Today I would like to present a guest post from Rob Lunn, an English legal translator working in Spain. Rob blogs over at Legally Yours from Spain, and in particular has shared his experience about studying for City University London’s legal translation MA. The post was originally published on Rob’s blog in a slightly different form.
The Spanish Ministry of Justice has made English and French translations of some Spanish legislation available on this page. While this is obviously great for making the Spanish legal system more accessible to foreigners, these translations are also a useful resource for legal translators, both as a starting point for researching terminology and also to get a second reading of the legislation.
Different translators and maybe different approaches
It’s worth noting that the translations have not all been done by the same translator. You can see this because the agency or translator is stated at the beginning of the translation, but it also becomes apparent on reading just a few lines. The first thing I noticed was that one text in particular had a lot more typos than the others. And while this is just a matter of the translation process (which evidently didn’t include enough proofreading!), when you go a little deeper, you also find differences that might indicate different translation approaches.
What type of legal translation?
It would be nice to know what criteria the translators were given, if any, for translating the legislation. It needed to be translated from Spanish into English, but what type of English? Legal English, of course, or maybe not. If the purpose of a translation is to inform, which it probably is in this case, there could be an argument for trying to use as much non-legal and neutral language as possible to make it more accessible. This would be quite difficult in practice, but even if you did use this approach, at some point you’d still have to make a decision as to what type of legal terminology to use for the legal concepts.

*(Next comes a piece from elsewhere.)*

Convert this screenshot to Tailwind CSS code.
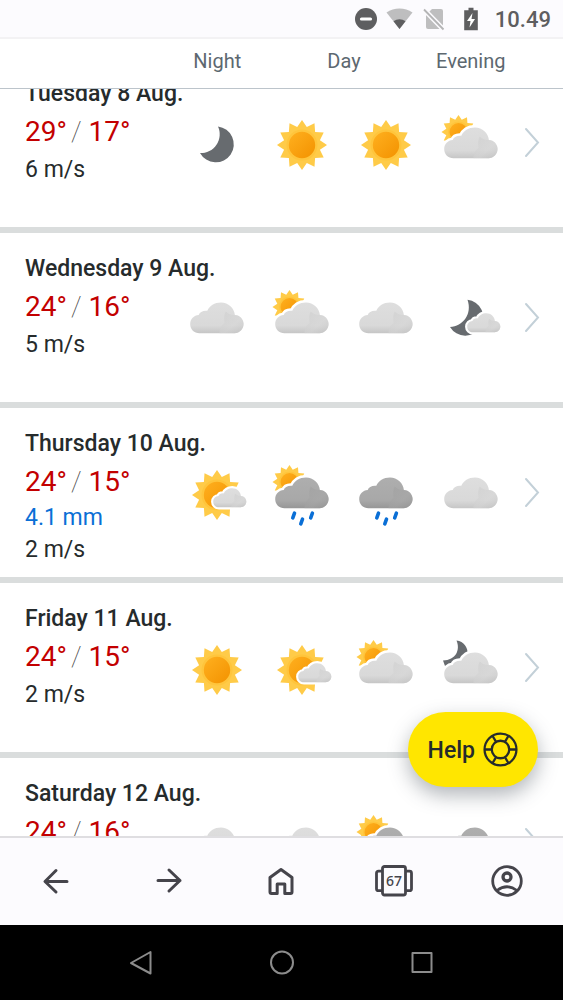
<!DOCTYPE html>
<html lang="en">
<head>
  <meta charset="UTF-8" />
  <meta name="viewport" content="width=device-width, initial-scale=1.0"/>
  <title>10 day forecast</title>
  <script src="https://cdn.jsdelivr.net/npm/@tailwindcss/browser@4"></script>
</head>
<body class="flex h-screen flex-col overflow-hidden bg-white font-[Roboto,sans-serif] text-[#262b2c]">

  <!-- shared weather symbols -->
  <svg class="absolute h-0 w-0" aria-hidden="true">
    <defs>
      <linearGradient id="sunFill" x1="0" y1="0" x2="1" y2="1">
        <stop offset="0" stop-color="#ffb01f"/>
        <stop offset="1" stop-color="#f39200"/>
      </linearGradient>
      <linearGradient id="lightFill" x1="0" y1="0" x2="0" y2="1">
        <stop offset="0" stop-color="#dedede"/>
        <stop offset="0.75" stop-color="#d9d9d9"/>
        <stop offset="1" stop-color="#c6c6c6"/>
      </linearGradient>
      <linearGradient id="lightShade" x1="0" y1="0" x2="1" y2="1">
        <stop offset="0" stop-color="#c9c9c9"/>
        <stop offset="0.6" stop-color="#d6d6d6"/>
        <stop offset="1" stop-color="#c2c2c2"/>
      </linearGradient>
      <linearGradient id="darkFill" x1="0" y1="0" x2="0" y2="1">
        <stop offset="0" stop-color="#aeaeae"/>
        <stop offset="0.75" stop-color="#a8a8a8"/>
        <stop offset="1" stop-color="#979797"/>
      </linearGradient>
      <linearGradient id="darkShade" x1="0" y1="0" x2="1" y2="1">
        <stop offset="0" stop-color="#9c9c9c"/>
        <stop offset="0.6" stop-color="#a6a6a6"/>
        <stop offset="1" stop-color="#939393"/>
      </linearGradient>

      <g id="sunShape">
        <path fill="#ffcb48" d="M0-25 4.8-17.9 12.5-21.7 13.1-13.1 21.7-12.5 17.9-4.8 25 0 17.9 4.8 21.7 12.5 13.1 13.1 12.5 21.7 4.8 17.9 0 25-4.8 17.9-12.5 21.7-13.1 13.1-21.7 12.5-17.9 4.8-25 0-17.9-4.8-21.7-12.5-13.1-13.1-12.5-21.7-4.8-17.9Z"/>
        <circle r="15.5" fill="#ffc53c"/>
        <circle r="13.2" fill="url(#sunFill)"/>
      </g>
      <path id="moonShape" fill="#676b6f" d="M33 15.5A18 18 0 1 1 15 42 18.7 18.7 0 0 0 33 15.5Z"/>
      <path id="cloudShape" d="M14.5 47.2C9.2 47.2 5.2 43.3 5.2 38.2 5.2 33 9 29.4 13.7 29.1 14.6 26.2 17.8 24.4 22.3 24.8 24.4 19.7 29.6 16.4 36 16.4 43.4 16.4 49.3 22 49.9 29 54.8 29.3 58.6 33.2 58.6 38.1 58.6 43.2 54.6 47.2 49.5 47.2Z"/>
      <path id="cloudSide" d="M34.5 47.2C34.5 43 36.5 38.5 39.6 37 38.8 32 39.2 28 40.8 25.6 44 28.6 47 29.2 49.9 29 54.8 29.3 58.6 33.2 58.6 38.1 58.6 43.2 54.6 47.2 49.5 47.2Z"/>
      <g id="lightCloud">
        <use href="#cloudShape" fill="url(#lightFill)"/>
        <use href="#cloudSide" fill="url(#lightShade)" opacity="0.5"/>
      </g>
      <g id="darkCloud">
        <use href="#cloudShape" fill="url(#darkFill)"/>
        <use href="#cloudSide" fill="url(#darkShade)" opacity="0.5"/>
      </g>
      <g id="smallCloud" transform="translate(25 17) scale(0.62)">
        <use href="#cloudShape" fill="#fff" stroke="#fff" stroke-width="7"/>
        <use href="#lightCloud"/>
      </g>
      <g id="cloudGap">
        <use href="#cloudShape" fill="#fff" stroke="#fff" stroke-width="5"/>
      </g>
      <g id="drops" stroke="#0a6fd6" stroke-width="3.6" stroke-linecap="round">
        <path d="M24.5 52.2 22.8 56.8M32.5 58.2 30.8 62.8M42.4 52.2 40.7 56.8"/>
      </g>

      <symbol id="clearDay" viewBox="0 0 64 68"><use href="#sunShape" x="32" y="34"/></symbol>
      <symbol id="clearNight" viewBox="0 0 64 68"><use href="#moonShape"/></symbol>
      <symbol id="cloudy" viewBox="0 0 64 68"><use href="#lightCloud"/></symbol>
      <symbol id="mostlyCloudyDay" viewBox="0 0 64 68">
        <use href="#sunShape" transform="translate(19.5 21) scale(0.68)"/>
        <use href="#cloudGap"/><use href="#lightCloud"/>
      </symbol>
      <symbol id="mostlyCloudyNight" viewBox="0 0 64 68">
        <path fill="#676b6f" d="M17.500 4.500C25 5.500 29 11.500 28.600 18L24 30H6L4 24.500C17 24 21.500 14 17.500 4.500Z"/>
        <use href="#cloudGap"/><use href="#lightCloud"/>
      </symbol>
      <symbol id="partlyCloudyDay" viewBox="0 0 64 68">
        <use href="#sunShape" x="32" y="34"/><use href="#smallCloud"/>
      </symbol>
      <symbol id="partlyCloudyNight" viewBox="0 0 64 68">
        <path fill="#676b6f" d="M28.500 13.800A18 18 0 1 1 11 41C24 40.500 33.500 28 28.500 13.800Z"/>
        <use href="#smallCloud"/>
      </symbol>
      <symbol id="rain" viewBox="0 0 64 68"><use href="#darkCloud"/><use href="#drops"/></symbol>
      <symbol id="rainShowers" viewBox="0 0 64 68">
        <use href="#sunShape" transform="translate(19.5 21) scale(0.68)"/>
        <use href="#cloudGap"/><use href="#darkCloud"/><use href="#drops"/>
      </symbol>
      <symbol id="chevron" viewBox="0 0 16 32"><path d="M2 2 14 15.500 2 29" fill="none" stroke="#c3d0d8" stroke-width="2" stroke-linecap="round"/></symbol>
    </defs>
  </svg>

  <!-- status bar -->
  <div class="flex h-[39px] shrink-0 items-center justify-end border-b-2 border-[#f3f2f4] bg-[#fcfbfe] pr-3 text-[#5e5e60]">
    <svg class="mr-2 h-6 w-6" viewBox="0 0 24 24"><circle cx="12" cy="12" r="11" fill="currentColor"/><path d="M7.5 12h9" stroke="#fff" stroke-width="3.2" stroke-linecap="round"/></svg>
    <svg class="mr-2.5 h-6 w-[27px]" viewBox="0 0 27 24"><path d="M.5 5.5C8 0 19 0 26.500 5.500L13.500 22Z" fill="#bebebf"/><path d="M7.500 14.300C11 11.600 16 11.600 19.500 14.300L13.500 22Z" fill="currentColor"/></svg>
    <svg class="mr-[18px] h-6 w-[22px]" viewBox="0 0 22 24"><path d="M9 2h9q2 0 2 2v18H5q-2 0-2-2V8Z" fill="#bebebf"/><path d="M0 1.500 21 23" stroke="#fcfbfe" stroke-width="5"/><path d="M1 2.500 20.500 22.500" stroke="#b4b4b5" stroke-width="1.800"/></svg>
    <svg class="mr-4 h-6 w-4" viewBox="0 0 16 24"><path d="M5.500.8h5v2.400h4.300V23.200H1.200V3.200h4.300Z" fill="currentColor"/><path d="M9.500 6 4 14h3.500l-1 6.500L12 12H8.500Z" fill="#fff"/></svg>
    <span class="pt-0.5 text-[22px] leading-7 font-medium">10.49</span>
  </div>

  <!-- column titles -->
  <header class="grid h-[50px] shrink-0 grid-cols-[175px_1fr_50px] items-center border-b border-[#bcc4cb] pb-1.5 text-[20px] text-[#5d6870]">
    <div class="col-start-2 grid grid-cols-4 text-center">
      <span>Night</span>
      <span class="col-span-2">Day</span>
      <span>Evening</span>
    </div>
  </header>

  <main class="relative min-h-0 flex-1 overflow-hidden">
    <div class="-mt-[31px] flex flex-col gap-1.5 bg-[#dadddd]">

      <article class="grid min-h-[169px] grid-cols-[175px_1fr_50px] items-center bg-white">
        <div class="self-start pt-[22px] pl-[25px] text-[23px] leading-8 whitespace-nowrap">
          <h2 class="leading-7 font-medium">Tuesday 8 Aug.</h2>
          <p class="mt-1 text-[28px] leading-10 text-[#c30000]">29°<span class="ml-1 font-thin text-[#444]">/</span> 17°</p>
          <p class="mt-0.5">6 m/s</p>
        </div>
        <div class="grid grid-cols-4 justify-items-center pt-1">
          <svg class="h-[68px] w-16" role="img" aria-label="Clear"><use href="#clearNight"/></svg>
          <svg class="h-[68px] w-16" role="img" aria-label="Sunny"><use href="#clearDay"/></svg>
          <svg class="h-[68px] w-16" role="img" aria-label="Sunny"><use href="#clearDay"/></svg>
          <svg class="h-[68px] w-16" role="img" aria-label="Mostly cloudy"><use href="#mostlyCloudyDay"/></svg>
        </div>
        <button class="flex h-full items-center pl-[11px]" aria-label="Open Tuesday"><svg class="h-8 w-4"><use href="#chevron"/></svg></button>
      </article>

      <article class="grid min-h-[169px] grid-cols-[175px_1fr_50px] items-center bg-white">
        <div class="self-start pt-[22px] pl-[25px] text-[23px] leading-8 whitespace-nowrap">
          <h2 class="leading-7 font-medium">Wednesday 9 Aug.</h2>
          <p class="mt-1 text-[28px] leading-10 text-[#c30000]">24°<span class="ml-1 font-thin text-[#444]">/</span> 16°</p>
          <p class="mt-0.5">5 m/s</p>
        </div>
        <div class="grid grid-cols-4 justify-items-center pt-1">
          <svg class="h-[68px] w-16" role="img" aria-label="Cloudy"><use href="#cloudy"/></svg>
          <svg class="h-[68px] w-16" role="img" aria-label="Mostly cloudy"><use href="#mostlyCloudyDay"/></svg>
          <svg class="h-[68px] w-16" role="img" aria-label="Cloudy"><use href="#cloudy"/></svg>
          <svg class="h-[68px] w-16" role="img" aria-label="Partly cloudy"><use href="#partlyCloudyNight"/></svg>
        </div>
        <button class="flex h-full items-center pl-[11px]" aria-label="Open Wednesday"><svg class="h-8 w-4"><use href="#chevron"/></svg></button>
      </article>

      <article class="grid min-h-[169px] grid-cols-[175px_1fr_50px] items-center bg-white">
        <div class="self-start pt-[22px] pl-[25px] text-[23px] leading-8 whitespace-nowrap">
          <h2 class="leading-7 font-medium">Thursday 10 Aug.</h2>
          <p class="mt-1 text-[28px] leading-10 text-[#c30000]">24°<span class="ml-1 font-thin text-[#444]">/</span> 15°</p>
          <p class="text-[#0a6fd6]">4.1 mm</p>
          <p>2 m/s</p>
        </div>
        <div class="grid grid-cols-4 justify-items-center pt-1">
          <svg class="h-[68px] w-16" role="img" aria-label="Partly cloudy"><use href="#partlyCloudyDay"/></svg>
          <svg class="h-[68px] w-16" role="img" aria-label="Rain showers"><use href="#rainShowers"/></svg>
          <svg class="h-[68px] w-16" role="img" aria-label="Rain"><use href="#rain"/></svg>
          <svg class="h-[68px] w-16" role="img" aria-label="Cloudy"><use href="#cloudy"/></svg>
        </div>
        <button class="flex h-full items-center pl-[11px]" aria-label="Open Thursday"><svg class="h-8 w-4"><use href="#chevron"/></svg></button>
      </article>

      <article class="grid min-h-[169px] grid-cols-[175px_1fr_50px] items-center bg-white">
        <div class="self-start pt-[22px] pl-[25px] text-[23px] leading-8 whitespace-nowrap">
          <h2 class="leading-7 font-medium">Friday 11 Aug.</h2>
          <p class="mt-1 text-[28px] leading-10 text-[#c30000]">24°<span class="ml-1 font-thin text-[#444]">/</span> 15°</p>
          <p class="mt-0.5">2 m/s</p>
        </div>
        <div class="grid grid-cols-4 justify-items-center pt-1">
          <svg class="h-[68px] w-16" role="img" aria-label="Sunny"><use href="#clearDay"/></svg>
          <svg class="h-[68px] w-16" role="img" aria-label="Partly cloudy"><use href="#partlyCloudyDay"/></svg>
          <svg class="h-[68px] w-16" role="img" aria-label="Mostly cloudy"><use href="#mostlyCloudyDay"/></svg>
          <svg class="h-[68px] w-16" role="img" aria-label="Mostly cloudy"><use href="#mostlyCloudyNight"/></svg>
        </div>
        <button class="flex h-full items-center pl-[11px]" aria-label="Open Friday"><svg class="h-8 w-4"><use href="#chevron"/></svg></button>
      </article>

      <article class="grid min-h-[169px] grid-cols-[175px_1fr_50px] items-center bg-white">
        <div class="self-start pt-[22px] pl-[25px] text-[23px] leading-8 whitespace-nowrap">
          <h2 class="leading-7 font-medium">Saturday 12 Aug.</h2>
          <p class="mt-1 text-[28px] leading-10 text-[#c30000]">24°<span class="ml-1 font-thin text-[#444]">/</span> 16°</p>
        </div>
        <div class="grid grid-cols-4 justify-items-center pt-1">
          <svg class="h-[68px] w-16" role="img" aria-label="Cloudy"><use href="#cloudy"/></svg>
          <svg class="h-[68px] w-16" role="img" aria-label="Cloudy"><use href="#cloudy"/></svg>
          <svg class="h-[68px] w-16" role="img" aria-label="Rain showers"><use href="#rainShowers"/></svg>
          <svg class="h-[68px] w-16" role="img" aria-label="Rain"><use href="#rain"/></svg>
        </div>
        <button class="flex h-full items-center pl-[11px]" aria-label="Open Saturday"><svg class="h-8 w-4"><use href="#chevron"/></svg></button>
      </article>
    </div>

    <button class="absolute right-[25px] bottom-[49px] flex h-[75px] items-center gap-2 rounded-full bg-[#ffe600] pr-5 pl-5 text-[23px] font-medium shadow-[0_8px_20px_rgba(60,70,80,0.4)]">
      <span class="pt-1">Help</span>
      <svg class="h-[35px] w-[35px]" viewBox="0 0 34 34" fill="none" stroke="currentColor" stroke-width="2.200">
        <circle cx="17" cy="17" r="15.500"/>
        <circle cx="17" cy="17" r="8.500"/>
        <path d="M1.500 17h7M25.500 17h7M12.700 9.600 9.200 3.600M21.300 9.600 24.800 3.600M12.700 24.400 9.200 30.400M21.300 24.400 24.800 30.400"/>
      </svg>
    </button>
  </main>

  <!-- browser toolbar -->
  <nav class="grid h-[89px] shrink-0 grid-cols-5 border-t-2 border-[#dfdee1] bg-[#fcfbfe] pb-0.5 text-[#45444b]">
    <button class="flex items-center justify-center" aria-label="Back">
      <svg class="h-8 w-8" viewBox="0 0 32 32" fill="none" stroke="currentColor" stroke-width="3" stroke-linecap="round" stroke-linejoin="round"><path d="M27 16.500H5.500M16 5.500 5 16.500l11 10.500"/></svg>
    </button>
    <button class="flex items-center justify-center" aria-label="Forward">
      <svg class="h-8 w-8" viewBox="0 0 32 32" fill="none" stroke="currentColor" stroke-width="3" stroke-linecap="round" stroke-linejoin="round"><path d="M5 15.500H27M16 5l11 10.500-11 10.500"/></svg>
    </button>
    <button class="flex items-center justify-center" aria-label="Home">
      <svg class="h-8 w-8" viewBox="0 0 32 32" fill="none" stroke="currentColor" stroke-width="3" stroke-linejoin="round"><path d="M5 12.500 16 4.500l11 8V27q0 1.500-1.500 1.500H19.800V19h-7.600v9.500H6.500Q5 28.500 5 27Z"/></svg>
    </button>
    <button class="flex items-center justify-center" aria-label="Tabs">
      <span class="relative flex items-center justify-center">
        <svg class="h-8 w-[38px]" viewBox="0 0 38 32" fill="none" stroke="currentColor" stroke-width="2.800"><rect x="7.500" y="1.500" width="23" height="28.500" rx="2"/><path d="M7.500 6.200H3.500q-2 0-2 2v15.500q0 2 2 2H7.500M30.500 6.200H34.500q2 0 2 2v15.500q0 2-2 2H30.500"/></svg>
        <span class="absolute font-['Noto_Sans',sans-serif] text-[14px] font-medium">67</span>
      </span>
    </button>
    <button class="flex items-center justify-center" aria-label="Account">
      <svg class="h-8 w-8" viewBox="0 0 32 32" fill="none" stroke="currentColor" stroke-width="2.800"><circle cx="16" cy="16" r="14.300"/><circle cx="16" cy="12" r="4" stroke-width="3.300"/><path d="M6 25.500Q16 18 26 25.500"/></svg>
    </button>
  </nav>

  <!-- system keys -->
  <div class="grid h-[75px] shrink-0 grid-cols-3 bg-black px-[12.5%] text-[#8c8c8c]">
    <button class="flex items-center justify-center" aria-label="System back"><svg class="h-7 w-7" viewBox="0 0 28 28" fill="none" stroke="currentColor" stroke-width="2" stroke-linejoin="round"><path d="M23.500 3v21.500L4 14Z"/></svg></button>
    <button class="flex items-center justify-center" aria-label="System home"><svg class="h-7 w-7" viewBox="0 0 28 28" fill="none" stroke="currentColor" stroke-width="2"><circle cx="14" cy="13.500" r="11"/></svg></button>
    <button class="flex items-center justify-center" aria-label="Recent apps"><svg class="h-7 w-7" viewBox="0 0 28 28" fill="none" stroke="currentColor" stroke-width="2" stroke-linejoin="round"><rect x="4.500" y="4" width="19" height="19"/></svg></button>
  </div>
</body>
</html>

Apart from the choice of using terminology from the US or England and Wales, both common law systems, you also have the option of using terminology from English-speaking civil law or mixed systems, such as Scotland or Louisiana. There is also the option of keeping it as literal as possible except for universal concepts. This might end up being a bit like making it as non-legal as possible, and may have the disadvantage that it might not be understandable to anyone, least of all to foreign lawyers, who may be the only people actually interested in the translated legislation (apart from legal translators of course!), which probably gets pretty close to defeating the purpose.
Translating in a vacuum
There are advantages and disadvantages to each of these approaches. The interesting thing here, though, is that you have a far wider choice than you do for say translating a supply contract for an English law firm, in which case you really only have one option: to keep the register legal and use terminology from England and Wales. (That is, of course, until you come across a term that has no acceptable equivalent in common law. But that is a whole other story.) And while legal documents are often translated to be used in a foreign jurisdiction, legal translators, especially into-English legal translators, are also asked to translate documents into English for use in the country of origin (e.g., contracts for companies that deal with foreigners, documents for the EU).
So, this dilemma of having to choose what legal language to use does come up, and it is something that needs to be taken into account by both the outsourcer and the translator. Where this decision is left to you as the translator, this would probably mean translating into the legal language of the jurisdiction that you normally do, being careful to not unnecessarily use terms from other systems. And while you’d probably turn down jobs that are specifically for other legal systems, it would be an interesting challenge to try to translate into a “neutral”, international or European legal English. Although a true neutral legal translation would probably be impossible to achieve as you’d always have to base it on one particular native English system, be that common or civil, or UK or US based, which is what seems to end up happening in most cases. If not, where would you get the terminology from? Bar inventing it.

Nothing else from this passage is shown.